In fact, the proposal is a little more modest. As it stands, any business or community group can establish a school. What will change is that in areas where there is significant educational challenge and underachievement, a small number of such schools will be taxpayer-funded.
And there's a catch with the money: the partnership schools must produce results. No results, no money. That doesn't happen now to any school. New Zealand schools are funded whether or not the students learn anything or, indeed, whether or not they turn up. That won't be happening with partnership schools.
The teacher unions are apoplectic. Now for a taste of their propaganda. Last year, then-PPTA president Robin Duff said in PPTA News: "Don't give me partnership schools. The only partnership that matters here is between big money and corrupt Act Party politicians."
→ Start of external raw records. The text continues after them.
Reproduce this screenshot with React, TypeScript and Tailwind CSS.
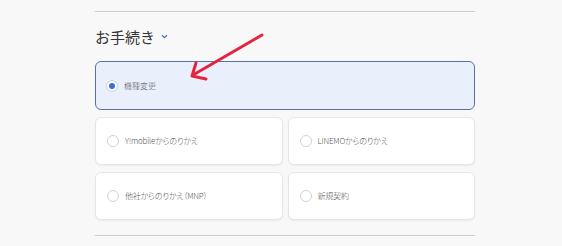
const options = [
  { label: "Y!mobileからのりかえ" },
  { label: "LINEMOからのりかえ" },
  { label: "他社からのりかえ（MNP）" },
  { label: "新規契約" },
];

function Radio({ checked }: { checked?: boolean }) {
  return (
    <span
      className={
        "flex h-[12px] w-[12px] shrink-0 items-center justify-center rounded-full border bg-white " +
        (checked ? "border-[#c9d3e6]" : "border-[#d2d2d2]")
      }
    >
      {checked && <span className="h-[6px] w-[6px] rounded-full bg-[#3a6fd8]" />}
    </span>
  );
}

export default function App() {
  return (
    <div
      className="relative h-[246px] w-[562px] overflow-hidden bg-[#f8f8f8]"
      style={{ fontFamily: '"Noto Sans CJK JP", "Noto Sans", sans-serif' }}
    >
      <div className="ml-[95px] w-[380px] pt-[11px]">
        <div className="border-t border-[#cdcdcd]" />

        <div className="mt-[15px] flex h-[18px] items-center gap-[6px]">
          <h2 className="text-[15px] leading-none text-[#333]">お手続き</h2>
          <svg width="7" height="5" viewBox="0 0 7 5" className="mt-[1px]">
            <path d="M1 1.2 L3.5 3.7 L6 1.2" fill="none" stroke="#4a74c4" strokeWidth="1.3" />
          </svg>
        </div>

        <div className="mt-[16px] flex h-[49px] items-center gap-[6px] rounded-[6px] border border-[#5573a4] bg-[#eaf0fb] pl-[10px]">
          <Radio checked />
          <span className="text-[8px] font-light text-[#555]">機種変更</span>
        </div>

        <div className="mt-[7px] grid grid-cols-2 gap-x-[5px] gap-y-[7px]">
          {options.map((o) => (
            <div
              key={o.label}
              className="flex h-[48px] items-center gap-[6px] rounded-[6px] border border-[#e6e6e6] bg-white pl-[11px] shadow-[0_1px_2px_rgba(0,0,0,0.06)]"
            >
              <Radio />
              <span className="text-[8px] font-light tracking-[-0.2px] text-[#555] [font-feature-settings:'palt']">
                {o.label}
              </span>
            </div>
          ))}
        </div>

        <div className="mt-[15px] border-t border-[#cdcdcd]" />
      </div>

      <svg className="absolute left-0 top-0" width="562" height="246">
        <g stroke="#e3263d" strokeWidth="3" strokeLinecap="round" strokeLinejoin="round" fill="none">
          <path d="M262 35 L193 75" />
          <path d="M196 63 L192 76 L206 79" />
        </g>
      </svg>
    </div>
  );
}
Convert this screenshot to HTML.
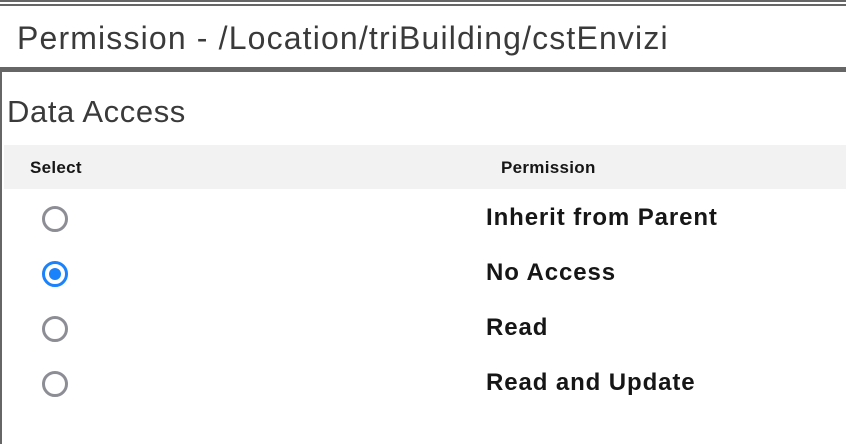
<!DOCTYPE html>
<html><head><meta charset="utf-8"><style>
body{margin:0;width:846px;height:444px;background:#fff;font-family:"Liberation Sans",sans-serif;position:relative;overflow:hidden;color:#161616}
.a{position:absolute;white-space:nowrap}
.r{position:absolute;left:42px;width:20px;height:20px;border:3px solid #8d8d95;border-radius:50%}
.l{position:absolute;left:486px;font-size:24px;font-weight:bold;color:#161616;letter-spacing:0.9px;white-space:nowrap}
</style></head><body>
<div class="a" style="left:0;top:0;width:846px;height:2px;background:#666"></div>
<div class="a" style="left:0;top:4px;width:846px;height:2px;background:#666"></div>
<div class="a" style="left:17px;top:20px;font-size:32px;letter-spacing:1.15px;color:#3a3a3a">Permission - /Location/triBuilding/cstEnvizi</div>
<div class="a" style="left:0;top:67px;width:846px;height:5px;background:#666"></div>
<div class="a" style="left:0;top:72px;width:2px;height:372px;background:#666"></div>
<div class="a" style="left:7px;top:94px;font-size:31px;letter-spacing:0.6px;color:#3a3a3a">Data Access</div>
<div class="a" style="left:4px;top:145px;width:842px;height:44px;background:#f2f2f2"></div>
<div class="a" style="left:30px;top:158px;font-size:17px;font-weight:bold;letter-spacing:0.3px">Select</div>
<div class="a" style="left:501px;top:158px;font-size:17px;font-weight:bold;letter-spacing:0.3px">Permission</div>
<div class="r" style="top:206px"></div>
<div class="r" style="top:261px;border-color:#1a82fb"><div style="position:absolute;left:4px;top:4px;width:12px;height:12px;border-radius:50%;background:#1a82fb"></div></div>
<div class="r" style="top:316px"></div>
<div class="r" style="top:371px"></div>
<div class="l" style="top:204px">Inherit from Parent</div>
<div class="l" style="top:259px">No Access</div>
<div class="l" style="top:314px">Read</div>
<div class="l" style="top:369px">Read and Update</div>
</body></html>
He warns teachers to hang on to their wallets - because millionaire Act Party members want "our" money. I kid you not.
But that's the union's message. Evil people are trying to do evil things to you. Quick. Sign up to the union. Pay your fat dues. The union will protect you.
Robin Duff teaches English at Burnside High School. He has done so for 40 years. Words are his business. He wrote his rant as the leader for 17,000 high school teachers. That's how the union presents itself as the professional face of high-school teachers. The best argument for partnership schools is the teacher unions' staunch opposition.